As to getting his effects, I'm not sure which of his effects you were looking to replicate. From the few minutes I was perusing his work, it appeared he was all over the place. But the two classifications I could tell were he did watercolor and he did oil, each with their own distinct style. The watercolor looked like it took advantage of the way the pigment would separate a little along with some wet against dry marks in which some would bleed and some would retain the mark in a sort of free dry calligraphic approach. And between those marks and how he edited the image he was painting (ie. what he left out and what he inferred with some sharp, almost sketchy marks that somewhat defined the subject) he got a look. But I don't know what it is specifically about it that you're chasing.

Then the oils that I saw looks to me (though I didn't see the reproductions in enough detail to know for sure) that he looks like he may have done some of his work over time where part of it had time to dry. And then he would work over the areas not as totally integrated through blending, but where some paint sat apart on the surface. If I am right about that, it would mean he would sometimes paint over time rather than with his watercolors and do it all in a single sitting.

There are probably books on his technique.

It's challenging chasing a technique that is very real-world in a digital method. I have found in my own limited way that I can replicate some of the marks, but it wasn't about painting. I was using tricks with layers that held the textures I wanted (like watercolor) that I had done on a board that I scanned in and would apply it over paint I would do digitally. And then it was a matter of erasing away the bits I didn't want. And that really got too far away from painting and it became all about achieving someone else's look. And yes, it did work to a certain extent. But it was very labor intensive. Perhaps were I to do it a lot I could get it down to a quick process, but like I said, it was going after the craft rather than the art. It looked spontaneous but wasn't. So I dropped it.

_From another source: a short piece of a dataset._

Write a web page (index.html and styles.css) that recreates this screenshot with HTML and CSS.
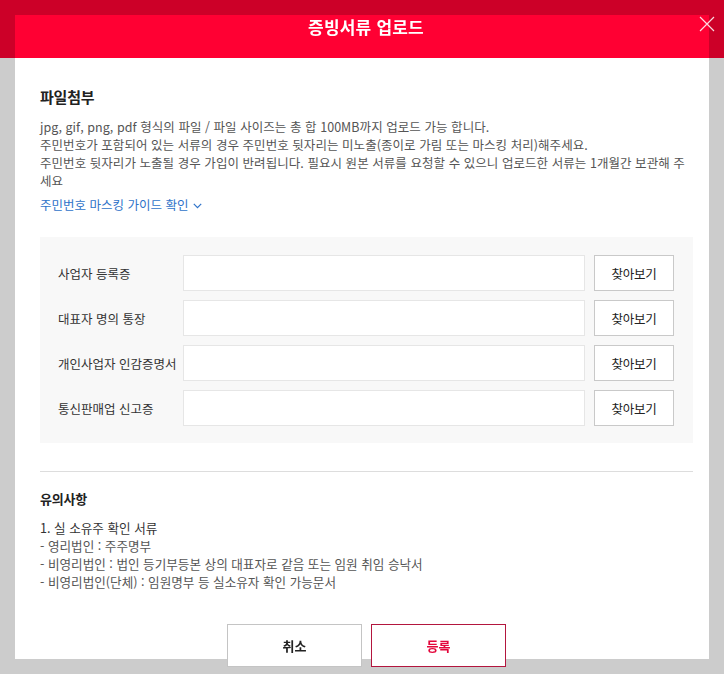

You may find it different. Perhaps one of the things you like is his dry brush work. And if that's the case, you can try dry mediums in ArtRage like chalk over watercolor or visa versa, or different settings for brushes. And if I were trying it, because of my familiarity with masks in Photoshop, I would perhaps make masks that had a dry brush feel and then apply it ahead of time and paint such that the paint would only show where the mask that had that dry brush feel allowed. And following that, I would apply the mask and then in regular mode smear some of the paint around for that contrast in textures.

Or as you say, just paint in the original medium and be done with all the tricks.

I'm of the mind that playing to the strengths of digital leaves plenty of room for spontaneity and it allows for the fun of painting for painting sake. But I understand the desire to push the envelope. The layer mask idea is probably one of the more promising ways of adding a character to the mark making process though. It's analogous to applying a garbage mask in advance rather than as an overlay layer to give a painting a certain grit that has been so popular for a while.

Good luck with it! I can easily see why you want that look. It looks great.

Go man go!!!!!!!

:cool::cool::cool::cool::cool::):):):):):cool::coo l::cool::cool::cool:

05-22-2015, 07:41 AM
Fun to experiment and you did a great job

05-22-2015, 08:36 AM
I knew when I started trying to replicate the effects that I'd be hard pressed to get exactly what I was looking for, in fact I've still not quite managed to do so. I will keep working at it though, Seago's oil paintings were often done alla prima outdoors on a surface he prepared prior to going out. There is a little information about his style and approach, and it's good reading. His work is quite impressive, for this particular digital technique I have encountered some difficulties in creating a textured surface with the exact qualities I'm looking for, I have also tried setting the canvas texture to a prepared texture of blacks and whites to get taller hills and lower valleys and then adjusting it's roughness with the canvas setting as I go to get particular effects with mixed results. I find that the major issue is that the brushes do not respond to the texture of the paint on the canvas as expected regardless of the settings in the brush (stiffness adjustments don't replicate it quite right, nor does pressure settings). It's a work in progress, I do a lot of studies around the house that I don't take as far as I did this one, and as such I don't post everything I do (though I've been working hard on going further with my studies and taking them more to a finish than I have in the past). I often just stop after getting the information I was looking for and then do several quite incomplete studies to make sure I understand the technique.

Digital painting is at a crossroads currently, it's approaching the point where natural media currently resides. The digital techniques have great strength in speed and options, but the major difference for some artists is that it lacks the personal connection with the materials (this is where one's personal settings and hence why I've made my own brushes, canvases, and color palettes). As such the differences are subtle, but the one thing natural media can do is applying one layer over the other and have each layer causing textural effects, opacity effects, and so on in a very direct manner. The distinctions are becoming smaller between the two, enough so that unless you are an extremely process oriented individual more than likely you wouldn't be able to tell the difference.